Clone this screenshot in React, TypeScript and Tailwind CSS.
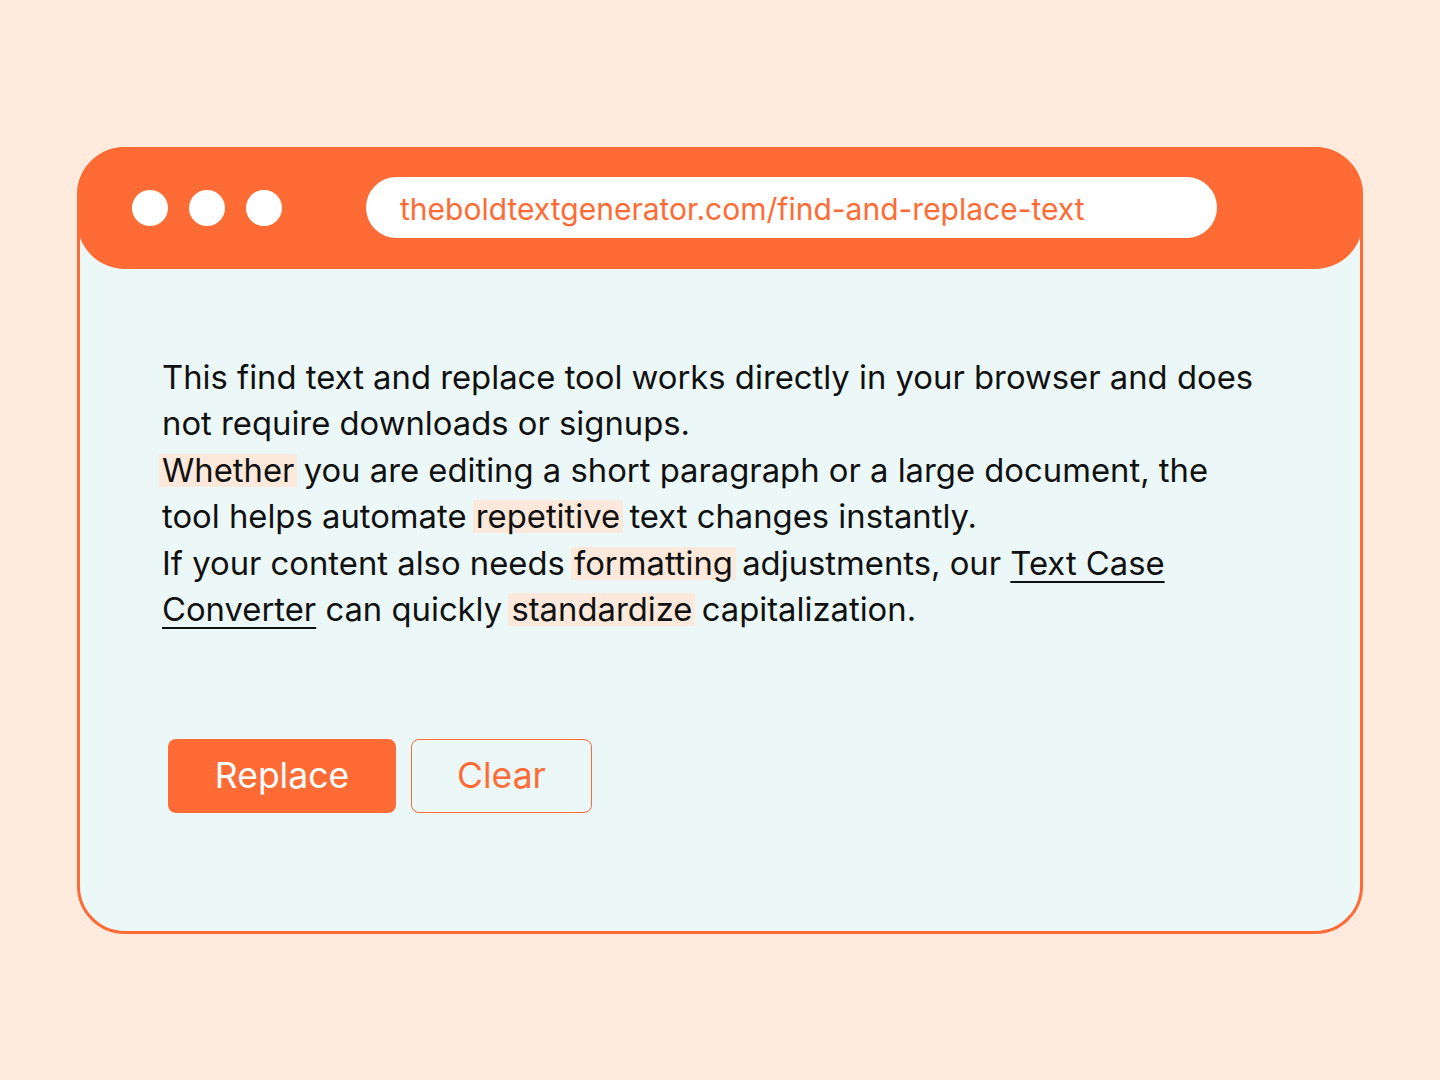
export default function App() {
  const hl = "inline-block leading-[33px] bg-[#fde9dc] px-[3px] -mx-[3px]";
  return (
    <div
      className="min-h-screen w-full bg-[#feebdd] flex items-center justify-center"
      style={{ fontFamily: "Inter, 'Noto Sans', sans-serif" }}
    >
      <div className="w-[1286px] h-[787px] rounded-[48px] border-[3px] border-[#ff6b35] bg-[#ecf8f8] flex flex-col">
        {/* browser bar */}
        <div className="-mx-[3px] -mt-[3px] h-[122px] rounded-[48px] bg-[#ff6b35] flex items-center pl-[55px]">
          <div className="flex gap-[21px]">
            <span className="size-[36px] rounded-full bg-white" />
            <span className="size-[36px] rounded-full bg-white" />
            <span className="size-[36px] rounded-full bg-white" />
          </div>
          <div className="ml-[84px] w-[851px] h-[61px] rounded-full bg-white flex items-center pl-[34px] pt-[4px] text-[#ff6b35] text-[30px]">
            theboldtextgenerator.com/find-and-replace-text
          </div>
        </div>

        <div className="flex-1 px-[82px] pt-[85px]">
          <p className="max-w-[1100px] text-[32.8px] leading-[46.5px] text-[#111]">
            This find text and replace tool works directly in your browser and does not require downloads or signups.
            <br />
            <span className={hl}>Whether</span> you are editing a short paragraph or a large document, the tool helps
            automate <span className={hl}>repetitive</span> text changes instantly.
            <br />
            If your content also needs <span className={hl}>formatting</span> adjustments, our{" "}
            <a className="underline decoration-2 underline-offset-[6px] cursor-pointer">Text Case Converter</a> can
            quickly <span className={hl}>standardize</span> capitalization.
          </p>

          <div className="mt-[106px] ml-[6px] flex gap-[15px]">
            <button className="w-[228px] h-[74px] rounded-[8px] bg-[#ff6b35] text-white text-[35.5px]">Replace</button>
            <button className="w-[181px] h-[74px] rounded-[8px] border border-[#ff6b35] text-[#ff6b35] text-[35.5px]">
              Clear
            </button>
          </div>
        </div>
      </div>
    </div>
  );
}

-----

- **Exercise directions**
Make an exact copy of the data, leaving its pictures out.

- **Answer to the exercise**
Clone this screenshot in React, TypeScript and Tailwind CSS.
export default function App() {
  const hl = "inline-block leading-[33px] bg-[#fde9dc] px-[3px] -mx-[3px]";
  return (
    <div
      className="min-h-screen w-full bg-[#feebdd] flex items-center justify-center"
      style={{ fontFamily: "Inter, 'Noto Sans', sans-serif" }}
    >
      <div className="w-[1286px] h-[787px] rounded-[48px] border-[3px] border-[#ff6b35] bg-[#ecf8f8] flex flex-col">
        {/* browser bar */}
        <div className="-mx-[3px] -mt-[3px] h-[122px] rounded-[48px] bg-[#ff6b35] flex items-center pl-[55px]">
          <div className="flex gap-[21px]">
            <span className="size-[36px] rounded-full bg-white" />
            <span className="size-[36px] rounded-full bg-white" />
            <span className="size-[36px] rounded-full bg-white" />
          </div>
          <div className="ml-[84px] w-[851px] h-[61px] rounded-full bg-white flex items-center pl-[34px] pt-[4px] text-[#ff6b35] text-[30px]">
            theboldtextgenerator.com/find-and-replace-text
          </div>
        </div>

        <div className="flex-1 px-[82px] pt-[85px]">
          <p className="max-w-[1100px] text-[32.8px] leading-[46.5px] text-[#111]">
            This find text and replace tool works directly in your browser and does not require downloads or signups.
            <br />
            <span className={hl}>Whether</span> you are editing a short paragraph or a large document, the tool helps
            automate <span className={hl}>repetitive</span> text changes instantly.
            <br />
            If your content also needs <span className={hl}>formatting</span> adjustments, our{" "}
            <a className="underline decoration-2 underline-offset-[6px] cursor-pointer">Text Case Converter</a> can
            quickly <span className={hl}>standardize</span> capitalization.
          </p>

          <div className="mt-[106px] ml-[6px] flex gap-[15px]">
            <button className="w-[228px] h-[74px] rounded-[8px] bg-[#ff6b35] text-white text-[35.5px]">Replace</button>
            <button className="w-[181px] h-[74px] rounded-[8px] border border-[#ff6b35] text-[#ff6b35] text-[35.5px]">
              Clear
            </button>
          </div>
        </div>
      </div>
    </div>
  );
}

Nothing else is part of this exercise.